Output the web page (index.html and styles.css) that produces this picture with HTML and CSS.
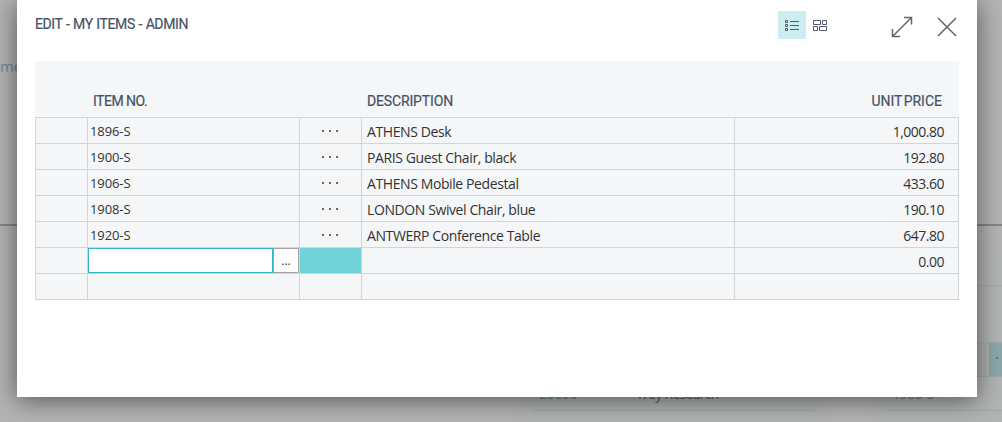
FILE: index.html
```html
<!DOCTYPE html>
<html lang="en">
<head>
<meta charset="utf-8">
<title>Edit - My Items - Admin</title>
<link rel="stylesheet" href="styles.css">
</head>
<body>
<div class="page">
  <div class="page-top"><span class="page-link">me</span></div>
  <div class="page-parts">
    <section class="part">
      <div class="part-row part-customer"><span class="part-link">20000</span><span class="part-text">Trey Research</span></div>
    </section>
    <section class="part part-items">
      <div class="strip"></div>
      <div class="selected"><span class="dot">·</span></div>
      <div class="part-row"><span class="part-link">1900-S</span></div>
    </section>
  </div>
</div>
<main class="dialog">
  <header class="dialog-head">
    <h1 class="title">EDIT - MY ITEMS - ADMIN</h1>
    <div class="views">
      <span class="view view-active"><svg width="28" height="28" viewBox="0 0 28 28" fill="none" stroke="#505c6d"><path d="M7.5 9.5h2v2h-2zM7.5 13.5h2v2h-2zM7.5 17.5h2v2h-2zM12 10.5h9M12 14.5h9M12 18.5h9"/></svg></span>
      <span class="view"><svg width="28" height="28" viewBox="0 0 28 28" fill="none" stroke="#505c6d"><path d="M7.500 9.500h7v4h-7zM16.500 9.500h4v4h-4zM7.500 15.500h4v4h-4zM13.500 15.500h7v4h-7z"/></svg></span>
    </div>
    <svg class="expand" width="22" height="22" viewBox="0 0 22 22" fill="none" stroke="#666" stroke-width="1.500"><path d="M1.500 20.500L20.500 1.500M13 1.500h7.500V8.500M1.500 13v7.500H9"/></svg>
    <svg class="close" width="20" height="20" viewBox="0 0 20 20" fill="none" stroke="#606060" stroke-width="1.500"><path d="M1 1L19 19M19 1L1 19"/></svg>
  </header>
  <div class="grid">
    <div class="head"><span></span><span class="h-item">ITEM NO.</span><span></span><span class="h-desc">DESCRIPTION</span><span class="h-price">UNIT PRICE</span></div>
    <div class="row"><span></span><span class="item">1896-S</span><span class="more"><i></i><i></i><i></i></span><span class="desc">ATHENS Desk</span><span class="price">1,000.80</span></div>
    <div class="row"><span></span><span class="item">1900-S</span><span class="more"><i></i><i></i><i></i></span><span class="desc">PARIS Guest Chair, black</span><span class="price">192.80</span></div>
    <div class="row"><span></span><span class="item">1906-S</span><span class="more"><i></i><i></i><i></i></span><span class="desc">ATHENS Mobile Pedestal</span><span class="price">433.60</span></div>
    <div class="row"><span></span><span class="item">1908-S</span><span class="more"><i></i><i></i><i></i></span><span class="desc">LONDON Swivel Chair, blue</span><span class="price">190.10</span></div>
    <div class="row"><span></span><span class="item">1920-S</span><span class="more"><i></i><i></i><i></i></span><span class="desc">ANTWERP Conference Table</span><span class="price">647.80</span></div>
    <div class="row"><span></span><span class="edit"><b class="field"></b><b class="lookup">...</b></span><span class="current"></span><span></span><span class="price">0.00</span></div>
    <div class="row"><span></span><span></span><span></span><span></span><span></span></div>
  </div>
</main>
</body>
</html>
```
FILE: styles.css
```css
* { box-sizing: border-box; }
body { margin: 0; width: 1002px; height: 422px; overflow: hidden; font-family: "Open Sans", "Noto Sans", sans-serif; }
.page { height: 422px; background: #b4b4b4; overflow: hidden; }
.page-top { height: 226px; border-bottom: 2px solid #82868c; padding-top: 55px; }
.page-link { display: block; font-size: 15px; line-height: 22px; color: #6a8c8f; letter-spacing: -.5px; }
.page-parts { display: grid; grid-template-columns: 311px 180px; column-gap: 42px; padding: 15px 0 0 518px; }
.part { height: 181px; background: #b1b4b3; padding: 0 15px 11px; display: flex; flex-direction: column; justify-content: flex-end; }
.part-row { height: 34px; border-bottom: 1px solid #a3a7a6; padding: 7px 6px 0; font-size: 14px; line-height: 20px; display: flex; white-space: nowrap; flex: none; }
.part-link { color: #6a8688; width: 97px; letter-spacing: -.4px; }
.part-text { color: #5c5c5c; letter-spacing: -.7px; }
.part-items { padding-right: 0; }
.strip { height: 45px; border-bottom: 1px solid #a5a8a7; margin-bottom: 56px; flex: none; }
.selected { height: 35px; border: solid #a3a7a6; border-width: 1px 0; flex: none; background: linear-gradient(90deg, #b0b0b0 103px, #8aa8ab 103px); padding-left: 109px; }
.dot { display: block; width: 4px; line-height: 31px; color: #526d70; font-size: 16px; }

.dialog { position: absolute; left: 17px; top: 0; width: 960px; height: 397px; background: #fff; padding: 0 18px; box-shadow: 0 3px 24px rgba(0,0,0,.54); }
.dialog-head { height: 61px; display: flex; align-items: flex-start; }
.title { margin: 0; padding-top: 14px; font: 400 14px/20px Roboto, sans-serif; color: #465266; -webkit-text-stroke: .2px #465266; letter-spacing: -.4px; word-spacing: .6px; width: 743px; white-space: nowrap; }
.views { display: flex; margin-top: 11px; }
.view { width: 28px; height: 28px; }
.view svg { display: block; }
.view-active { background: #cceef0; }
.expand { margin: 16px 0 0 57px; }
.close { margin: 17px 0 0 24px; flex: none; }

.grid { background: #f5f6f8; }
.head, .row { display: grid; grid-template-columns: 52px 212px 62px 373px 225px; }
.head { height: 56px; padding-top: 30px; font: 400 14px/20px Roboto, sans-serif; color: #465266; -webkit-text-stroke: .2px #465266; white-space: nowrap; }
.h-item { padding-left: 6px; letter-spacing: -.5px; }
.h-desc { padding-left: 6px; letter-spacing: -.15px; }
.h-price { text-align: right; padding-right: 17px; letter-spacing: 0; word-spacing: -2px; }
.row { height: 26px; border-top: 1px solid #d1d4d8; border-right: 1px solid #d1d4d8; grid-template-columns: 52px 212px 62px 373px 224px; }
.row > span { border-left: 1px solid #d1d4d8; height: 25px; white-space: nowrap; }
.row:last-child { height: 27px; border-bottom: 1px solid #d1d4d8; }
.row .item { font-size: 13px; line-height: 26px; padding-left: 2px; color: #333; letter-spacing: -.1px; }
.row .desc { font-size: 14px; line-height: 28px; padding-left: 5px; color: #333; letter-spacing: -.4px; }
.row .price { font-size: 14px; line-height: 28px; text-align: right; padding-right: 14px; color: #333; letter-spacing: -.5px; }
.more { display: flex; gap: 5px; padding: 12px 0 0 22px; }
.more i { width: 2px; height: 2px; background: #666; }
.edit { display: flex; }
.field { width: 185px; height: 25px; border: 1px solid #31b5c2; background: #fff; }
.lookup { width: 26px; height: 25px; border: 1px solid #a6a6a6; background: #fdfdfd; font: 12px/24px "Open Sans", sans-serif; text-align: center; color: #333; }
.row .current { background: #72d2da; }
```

_ _ _

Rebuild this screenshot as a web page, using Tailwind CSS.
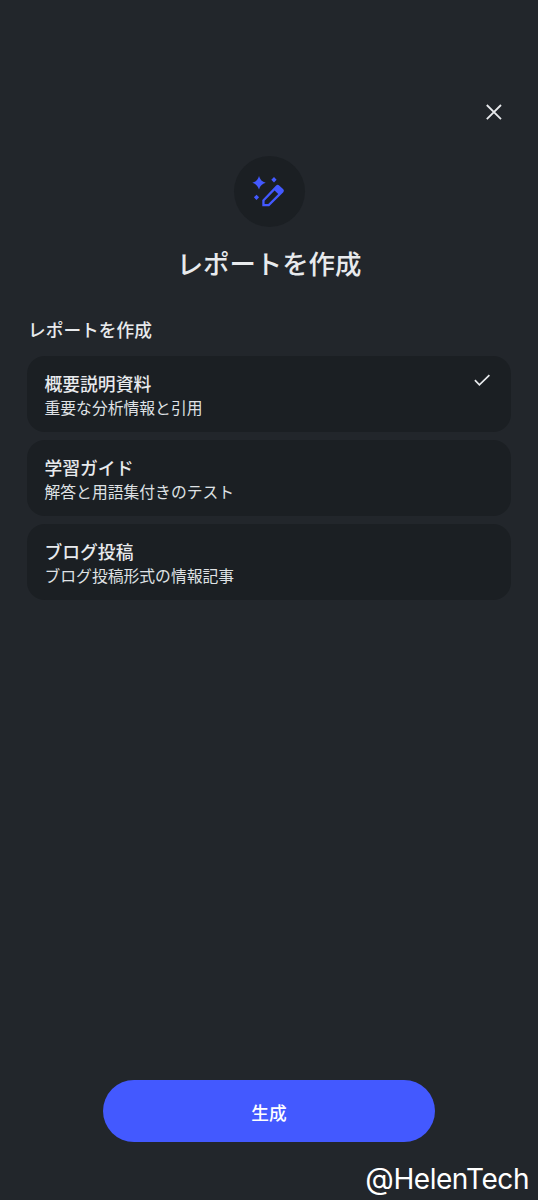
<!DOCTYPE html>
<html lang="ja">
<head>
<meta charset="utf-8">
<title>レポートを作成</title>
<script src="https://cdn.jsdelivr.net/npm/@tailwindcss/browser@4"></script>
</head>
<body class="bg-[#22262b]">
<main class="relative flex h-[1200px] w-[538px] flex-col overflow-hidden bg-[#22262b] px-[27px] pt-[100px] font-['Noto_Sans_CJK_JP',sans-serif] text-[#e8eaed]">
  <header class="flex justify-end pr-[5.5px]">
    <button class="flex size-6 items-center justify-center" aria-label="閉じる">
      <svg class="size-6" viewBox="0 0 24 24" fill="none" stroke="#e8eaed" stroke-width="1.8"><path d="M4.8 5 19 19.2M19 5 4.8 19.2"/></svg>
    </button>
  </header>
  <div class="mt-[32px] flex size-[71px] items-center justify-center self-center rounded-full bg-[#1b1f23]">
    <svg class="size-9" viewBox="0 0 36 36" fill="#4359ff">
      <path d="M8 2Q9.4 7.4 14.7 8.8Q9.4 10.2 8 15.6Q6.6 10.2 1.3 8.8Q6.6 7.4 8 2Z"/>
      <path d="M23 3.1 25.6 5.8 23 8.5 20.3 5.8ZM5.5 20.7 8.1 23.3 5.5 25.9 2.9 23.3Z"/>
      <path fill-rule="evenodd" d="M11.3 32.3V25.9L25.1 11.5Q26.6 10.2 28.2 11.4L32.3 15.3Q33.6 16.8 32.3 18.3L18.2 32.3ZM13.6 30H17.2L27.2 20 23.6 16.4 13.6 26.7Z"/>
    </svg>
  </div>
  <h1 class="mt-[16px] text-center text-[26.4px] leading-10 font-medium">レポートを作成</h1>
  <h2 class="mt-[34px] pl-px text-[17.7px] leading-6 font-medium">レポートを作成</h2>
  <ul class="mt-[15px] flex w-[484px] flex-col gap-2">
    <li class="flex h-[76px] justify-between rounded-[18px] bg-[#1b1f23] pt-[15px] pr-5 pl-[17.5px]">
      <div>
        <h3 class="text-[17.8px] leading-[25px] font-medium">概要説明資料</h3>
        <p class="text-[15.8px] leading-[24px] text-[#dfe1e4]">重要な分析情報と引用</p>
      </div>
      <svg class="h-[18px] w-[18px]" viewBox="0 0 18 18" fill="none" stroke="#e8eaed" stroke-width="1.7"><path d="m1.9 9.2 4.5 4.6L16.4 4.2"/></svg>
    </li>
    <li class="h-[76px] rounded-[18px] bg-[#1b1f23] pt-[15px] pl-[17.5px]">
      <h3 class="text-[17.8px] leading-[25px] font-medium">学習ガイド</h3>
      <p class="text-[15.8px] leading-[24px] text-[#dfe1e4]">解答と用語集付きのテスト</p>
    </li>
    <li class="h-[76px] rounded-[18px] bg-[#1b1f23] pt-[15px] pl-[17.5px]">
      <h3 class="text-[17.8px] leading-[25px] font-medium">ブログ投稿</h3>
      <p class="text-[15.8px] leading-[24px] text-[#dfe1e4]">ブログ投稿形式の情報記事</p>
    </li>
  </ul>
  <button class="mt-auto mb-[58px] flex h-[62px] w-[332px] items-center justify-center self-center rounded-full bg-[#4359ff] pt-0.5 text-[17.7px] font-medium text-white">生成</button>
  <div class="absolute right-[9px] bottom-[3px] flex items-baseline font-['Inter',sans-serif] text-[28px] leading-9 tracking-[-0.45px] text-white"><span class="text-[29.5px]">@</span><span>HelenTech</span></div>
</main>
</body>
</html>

_ _ _

__WHAT TO WORK ON__. Reply with the number of lines in the material above that contain "index", and nothing more.

__ANSWER__. 2